The photographs referred to in the text are not present, but the report on Biko’s brain has the “cyclostyled” signature of Dr Neville Sydney Proctor on each page. Proctor was an anatomical pathologist from the University of the Witwatersrand.

“It is unknown if another copy of this document exists. The history of the document is of interest,” says Westgate.

It was given to Maureen Steele, the personal secretary of Dr Jonathan Gluckman, the pathologist appointed by the Biko family.

“Dr Gluckman was very concerned about the safety of such documents as his offices had been bugged and he had received numerous death threats. He therefore asked Mrs Steele to keep the copies of such documents,” says Westgate.

Steele recently died and the documents went to her children, who did not want them. It was unknown if the children gave them or sold them to Westgate Walding.

Two of Steele’s children, Clive and Susan, were listed as respondents in the court case.

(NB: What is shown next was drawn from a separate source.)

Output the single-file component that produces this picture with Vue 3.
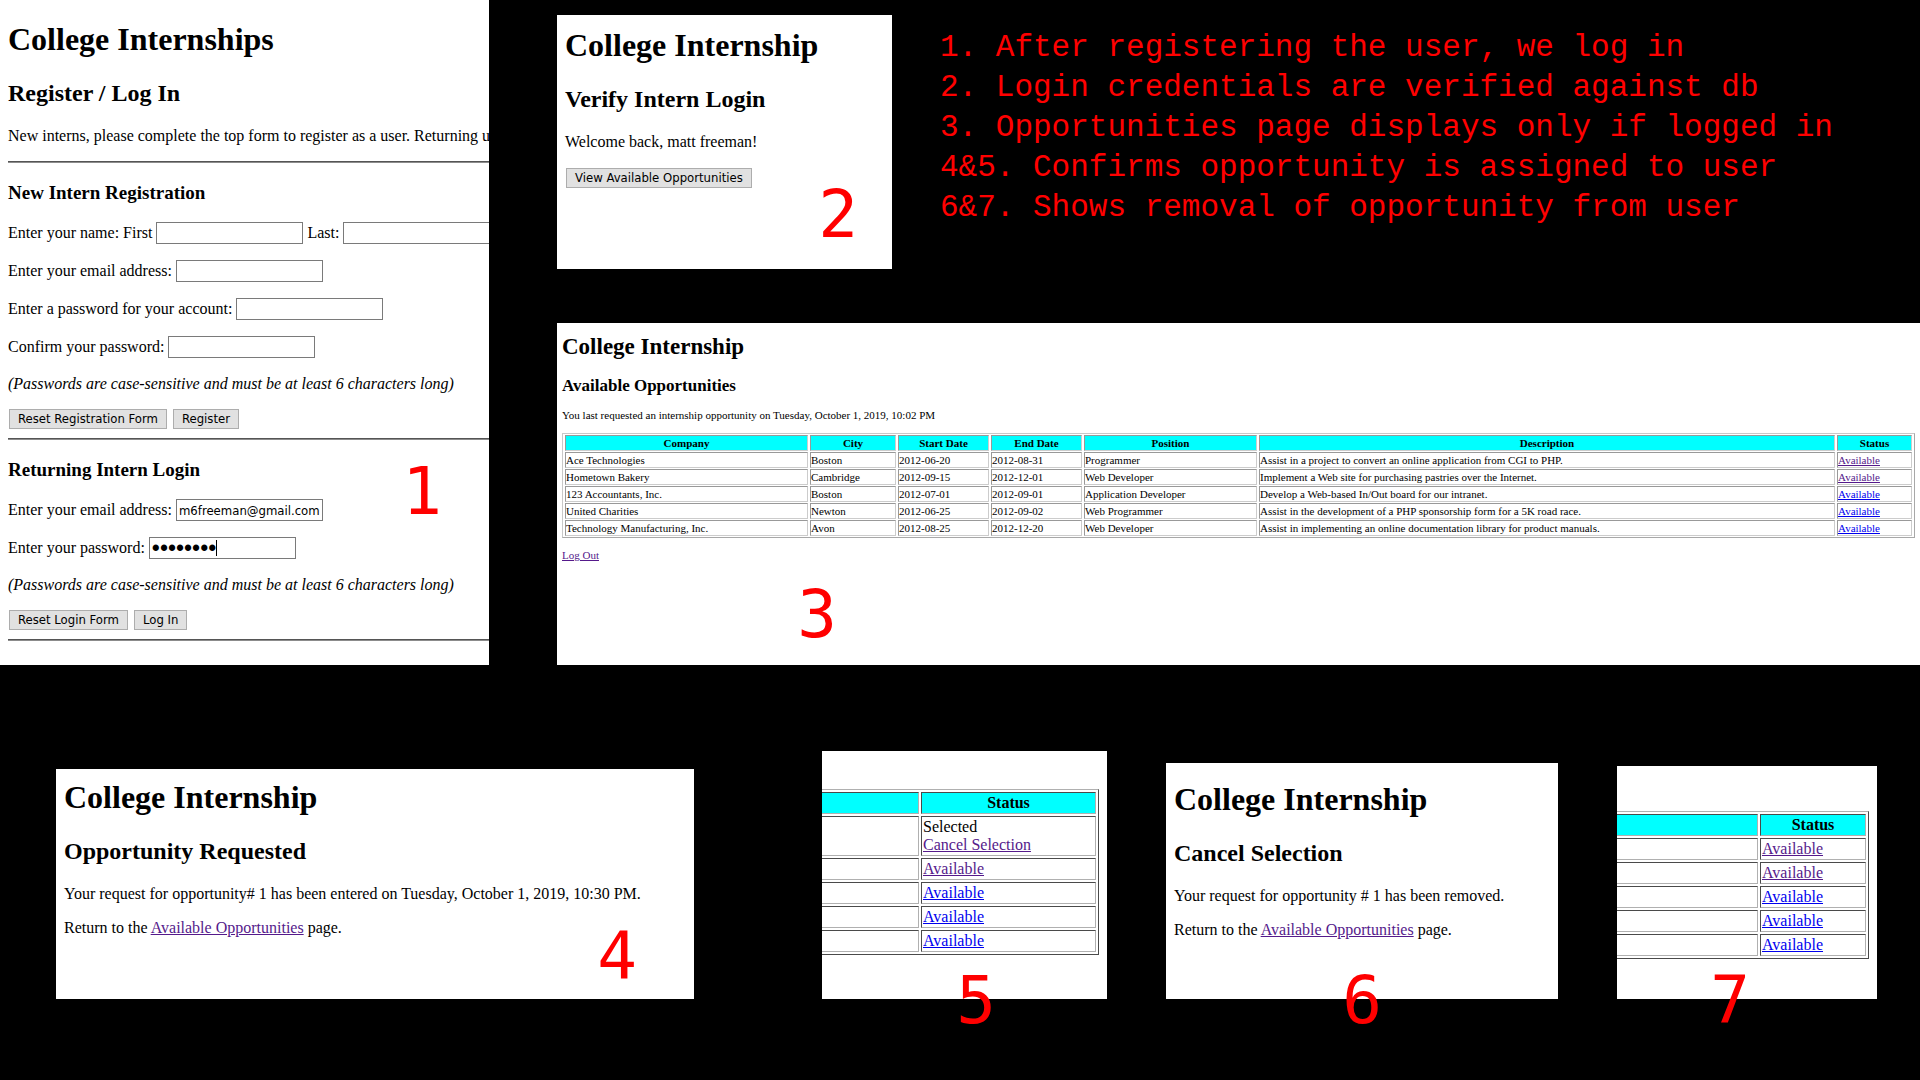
<script setup>
import { ref } from 'vue'

const notes = [
  '1. After registering the user, we log in',
  '2. Login credentials are verified against db',
  '3. Opportunities page displays only if logged in',
  '4&5. Confirms opportunity is assigned to user',
  '6&7. Shows removal of opportunity from user',
]

const columns = ['Company', 'City', 'Start Date', 'End Date', 'Position', 'Description', 'Status']

const opportunities = [
  { company: 'Ace Technologies', city: 'Boston', start: '2012-06-20', end: '2012-08-31', position: 'Programmer', description: 'Assist in a project to convert an online application from CGI to PHP.', visited: true },
  { company: 'Hometown Bakery', city: 'Cambridge', start: '2012-09-15', end: '2012-12-01', position: 'Web Developer', description: 'Implement a Web site for purchasing pastries over the Internet.', visited: true },
  { company: '123 Accountants, Inc.', city: 'Boston', start: '2012-07-01', end: '2012-09-01', position: 'Application Developer', description: 'Develop a Web-based In/Out board for our intranet.', visited: false },
  { company: 'United Charities', city: 'Newton', start: '2012-06-25', end: '2012-09-02', position: 'Web Programmer', description: 'Assist in the development of a PHP sponsorship form for a 5K road race.', visited: false },
  { company: 'Technology Manufacturing, Inc.', city: 'Avon', start: '2012-08-25', end: '2012-12-20', position: 'Web Developer', description: 'Assist in implementing an online documentation library for product manuals.', visited: false },
]

const assigned = [
  { selected: true },
  { visited: true },
  { visited: false },
  { visited: false },
  { visited: false },
]

const email = ref('m6freeman@gmail.com')
const password = ref('password')
</script>

<template>
  <main class="board">
    <div class="top">
      <section class="panel register">
        <div class="page">
          <h1>College Internships</h1>
          <h2>Register / Log In</h2>
          <p>New interns, please complete the top form to register as a user. Returning users</p>
          <hr />
          <h3>New Intern Registration</h3>
          <form @submit.prevent>
            <div class="field">
              <label for="first">Enter your name: First</label>
              <input id="first" type="text" />
              <label for="last">Last:</label>
              <input id="last" type="text" />
            </div>
            <div class="field">
              <label for="new-email">Enter your email address:</label>
              <input id="new-email" type="text" />
            </div>
            <div class="field">
              <label for="new-password">Enter a password for your account:</label>
              <input id="new-password" type="password" />
            </div>
            <div class="field">
              <label for="confirm">Confirm your password:</label>
              <input id="confirm" type="password" />
            </div>
            <p><em>(Passwords are case-sensitive and must be at least 6 characters long)</em></p>
            <div class="actions">
              <button type="reset">Reset Registration Form</button>
              <button type="submit">Register</button>
            </div>
          </form>
          <hr />
          <h3>Returning Intern Login</h3>
          <form @submit.prevent>
            <div class="field">
              <label for="email">Enter your email address:</label>
              <input id="email" v-model="email" type="text" />
            </div>
            <div class="field">
              <label for="password">Enter your password:</label>
              <span class="typing">
                <input id="password" v-model="password" type="password" />
                <span class="caret"></span>
              </span>
            </div>
            <p><em>(Passwords are case-sensitive and must be at least 6 characters long)</em></p>
            <div class="actions">
              <button type="reset">Reset Login Form</button>
              <button type="submit">Log In</button>
            </div>
          </form>
          <hr />
        </div>
        <span class="step step-1">1</span>
      </section>

      <div class="right">
        <div class="intro">
          <section class="panel verify">
            <div class="page">
              <h1>College Internship</h1>
              <h2>Verify Intern Login</h2>
              <p>Welcome back, matt freeman!</p>
              <div class="actions">
                <button type="button">View Available Opportunities</button>
              </div>
            </div>
            <span class="step step-2">2</span>
          </section>
          <ul class="notes">
            <li v-for="note in notes" :key="note">{{ note }}</li>
          </ul>
        </div>

        <section class="panel listing">
          <div class="page small">
            <h1>College Internship</h1>
            <h2>Available Opportunities</h2>
            <p>You last requested an internship opportunity on Tuesday, October 1, 2019, 10:02 PM</p>
            <table class="full">
              <colgroup>
                <col class="c-company" />
                <col class="c-city" />
                <col class="c-date" />
                <col class="c-date" />
                <col class="c-position" />
                <col class="c-description" />
                <col class="c-status" />
              </colgroup>
              <thead>
                <tr>
                  <th v-for="column in columns" :key="column" scope="col">{{ column }}</th>
                </tr>
              </thead>
              <tbody>
                <tr v-for="row in opportunities" :key="row.company">
                  <td>{{ row.company }}</td>
                  <td>{{ row.city }}</td>
                  <td>{{ row.start }}</td>
                  <td>{{ row.end }}</td>
                  <td>{{ row.position }}</td>
                  <td>{{ row.description }}</td>
                  <td><a href="#" :class="{ visited: row.visited }">Available</a></td>
                </tr>
              </tbody>
            </table>
            <p><a href="#" class="visited">Log Out</a></p>
          </div>
          <span class="step step-3">3</span>
        </section>
      </div>
    </div>

    <div class="bottom">
      <section class="panel requested">
        <div class="page">
          <h1>College Internship</h1>
          <h2>Opportunity Requested</h2>
          <p>Your request for opportunity# 1 has been entered on Tuesday, October 1, 2019, 10:30 PM.</p>
          <p>Return to the <a href="#" class="visited">Available Opportunities</a> page.</p>
        </div>
        <span class="step step-4">4</span>
      </section>

      <section class="panel assigned">
        <div class="crop">
          <table class="cut">
            <thead>
              <tr>
                <th></th>
                <th class="status" scope="col">Status</th>
              </tr>
            </thead>
            <tbody>
              <tr v-for="(row, i) in assigned" :key="i">
                <td></td>
                <td v-if="row.selected">Selected<br /><a href="#" class="visited">Cancel Selection</a></td>
                <td v-else><a href="#" :class="{ visited: row.visited }">Available</a></td>
              </tr>
            </tbody>
          </table>
        </div>
        <span class="step step-5">5</span>
      </section>

      <section class="panel cancelled">
        <div class="page">
          <h1>College Internship</h1>
          <h2>Cancel Selection</h2>
          <p>Your request for opportunity # 1 has been removed.</p>
          <p>Return to the <a href="#" class="visited">Available Opportunities</a> page.</p>
        </div>
        <span class="step step-6">6</span>
      </section>

      <section class="panel removed">
        <div class="crop">
          <table class="cut">
            <thead>
              <tr>
                <th></th>
                <th class="status" scope="col">Status</th>
              </tr>
            </thead>
            <tbody>
              <tr v-for="row in opportunities" :key="row.company">
                <td></td>
                <td><a href="#" :class="{ visited: row.visited }">Available</a></td>
              </tr>
            </tbody>
          </table>
        </div>
        <span class="step step-7">7</span>
      </section>
    </div>
  </main>
</template>

<style>
body {
  margin: 0;
  background: #000;
}
</style>

<style scoped>
.board {
  box-sizing: border-box;
  min-height: 100vh;
  padding-bottom: 81px;
  overflow: hidden;
  background: #000;
  color: #000;
  font-family: "Liberation Serif", "Times New Roman", serif;
  font-size: 16px;
  line-height: 18px;
}

/* Overall arrangement */
.top {
  display: grid;
  grid-template-columns: minmax(0, 489fr) minmax(0, 1363fr);
  column-gap: 68px;
}
.right {
  display: flex;
  flex-direction: column;
  justify-content: space-between;
}
.intro {
  display: grid;
  grid-template-columns: minmax(0, 335fr) minmax(0, 1028fr);
  align-items: start;
  padding-top: 15px;
}
.bottom {
  display: grid;
  grid-template-columns: minmax(0, 707fr) minmax(0, 285fr) minmax(0, 392fr) minmax(0, 260fr);
  align-items: end;
  column-gap: 59px;
  padding: 86px 43px 0 56px;
}
.requested {
  margin-right: 69px;
}

/* Panels */
.panel {
  position: relative;
  background: #fff;
}
.page {
  padding: 0 0 0 8px;
  overflow: hidden;
  white-space: nowrap;
}
.register .page {
  padding-top: 21px;
  padding-bottom: 16px;
}
.verify .page {
  padding-top: 12px;
  padding-bottom: 80px;
}
.requested .page {
  padding-top: 10px;
  padding-bottom: 62px;
}
.cancelled .page {
  padding-top: 18px;
  padding-bottom: 60px;
}

h1,
h2,
h3,
p {
  margin: 0;
}
h1 {
  font-size: 32px;
  line-height: 37px;
}
h2 {
  margin: 22px 0 20px;
  font-size: 24px;
  line-height: 27px;
}
h3 {
  margin: 19px 0;
  font-size: 19px;
  line-height: 21px;
}
p + p,
p + hr {
  margin-top: 16px;
}
hr {
  margin: 8px 0;
  border: 0;
  border-top: 1px solid #555;
  border-bottom: 1px solid #8c8c8c;
}

/* Forms */
.field {
  display: flex;
  align-items: center;
  gap: 4px;
  line-height: 22px;
}
.field + .field {
  margin-top: 16px;
}
form p {
  margin-top: 17px;
}
input {
  box-sizing: border-box;
  flex: none;
  width: 147px;
  height: 22px;
  margin: 0;
  padding: 0 2px;
  border: 1px solid #7a7a7a;
  border-radius: 0;
  background: #fff;
  color: #000;
  font-family: "DejaVu Sans Condensed", "DejaVu Sans", sans-serif;
  font-size: 13px;
}
input[type="password"] {
  font-family: "Liberation Sans", Arial, sans-serif;
  font-size: 23px;
}
.typing {
  display: flex;
  position: relative;
}
.caret {
  position: absolute;
  top: 3px;
  left: 67px;
  width: 1px;
  height: 16px;
  background: #000;
}
.actions {
  display: flex;
  gap: 6px;
  margin-top: 16px;
  padding: 1px;
}
form .actions {
  margin-top: 15px;
}
button {
  height: 20px;
  padding: 0 8px;
  border: 1px solid #adadad;
  border-radius: 0;
  background: #e1e1e1;
  color: #000;
  font-family: "DejaVu Sans Condensed", "DejaVu Sans", sans-serif;
  font-size: 13px;
  line-height: 18px;
}

a {
  color: #00e;
  text-decoration: underline;
}
a.visited {
  color: #551a8b;
}

/* Notes */
.notes {
  margin: 13px 0 0;
  padding: 0 0 0 48px;
  color: #f00;
  font-family: "Liberation Mono", monospace;
  font-size: 31px;
  line-height: 40px;
  list-style: none;
  white-space: nowrap;
}

/* Scaled-down listing */
.page.small {
  padding: 11px 5px 103px 5px;
  font-size: 11px;
  line-height: 13px;
}
.small h1 {
  font-size: 23px;
  line-height: 26px;
}
.small h2 {
  margin: 16px 0 13px;
  font-size: 17px;
  line-height: 20px;
}

/* Tables */
table {
  width: 100%;
  border: 1px solid;
  border-color: #b0b0b0 #4a4a4a #4a4a4a #b0b0b0;
  border-collapse: separate;
  border-spacing: 2px;
  table-layout: fixed;
}
th,
td {
  height: 18px;
  padding: 1px;
  border: 1px solid;
  border-color: #4a4a4a #b0b0b0 #b0b0b0 #4a4a4a;
  text-align: left;
}
th {
  background: #0ff;
  font-weight: bold;
  text-align: center;
}
.full {
  margin: 11px 0;
  border-color: #c8c8c8 #a8a8a8 #a8a8a8 #c8c8c8;
  border-spacing: 2px 1px;
}
.full th,
.full td {
  height: 14px;
  padding: 0;
  border-color: #999 #ccc #ccc #999;
  line-height: 14px;
}
.c-company {
  width: 243px;
}
.c-city {
  width: 86px;
}
.c-date {
  width: 91px;
}
.c-position {
  width: 173px;
}
.c-description {
  width: 576px;
}
.c-status {
  width: 75px;
}
.crop {
  padding-right: 8px;
  overflow: hidden;
}
.assigned .crop {
  padding-top: 38px;
  padding-bottom: 44px;
}
.removed .crop {
  padding-top: 45px;
  padding-bottom: 40px;
}
.cut {
  width: calc(100% + 4px);
  margin-left: -4px;
}
.assigned .status {
  width: 171px;
}
.removed .status {
  width: 102px;
}

/* Step numbers laid over the panels */
.step {
  position: absolute;
  width: 40px;
  color: #f00;
  font-family: "DejaVu Sans Mono", monospace;
  font-size: 66px;
  line-height: 48px;
  text-align: center;
}
.step-1 {
  right: 47px;
  bottom: 149px;
}
.step-2 {
  right: 34px;
  bottom: 30px;
}
.step-3 {
  left: 240px;
  bottom: 26px;
}
.step-4 {
  right: 57px;
  bottom: 19px;
}
.step-5,
.step-6,
.step-7 {
  bottom: -26px;
}
.step-5 {
  left: 134px;
}
.step-6 {
  left: 176px;
}
.step-7 {
  left: 93px;
}
</style>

In his affidavit, Biko says: “Dr Gluckman was appointed by the family because we wanted an independent report as the police had claimed that Steve Biko died as a result of an extended hunger strike, a claim which later proved to be false.”

Biko said the report belonged to the Biko family, and the foundation wanted it for preservation purposes.

“The report will form part of the family archives which are held under the custody of the Steve Biko Foundation for their preservation. These archives are stored at the Steve Biko Centre which is open to the public and is a national legacy project designated by government,” he said.

“It is also my late father’s autopsy report. At the very least the report is emotionally sensitive and of familial significance to the Biko family . . . It is a report that the Biko family wished to preserve and display to all South Africans to further the legacy of my late father.”

The foundation raises and spends money for advancing human rights and democracy in South Africa, in accordance with the values Biko promoted.

In the 1960s and 1970s, Biko was a student leader and later founded the Black Consciousness Movement to mobilise the black population against the apartheid government. On 18 August, 1977, he was arrested at a police roadblock and interrogated. He was tortured in prison and died in a prison cell in Pretoria on September 12, 1977.

The court also ordered Westgate to stop the auction of the post-mortem report of Ahmed Timol, another anti-apartheid activist who died in police custody in 1972. — Sapa.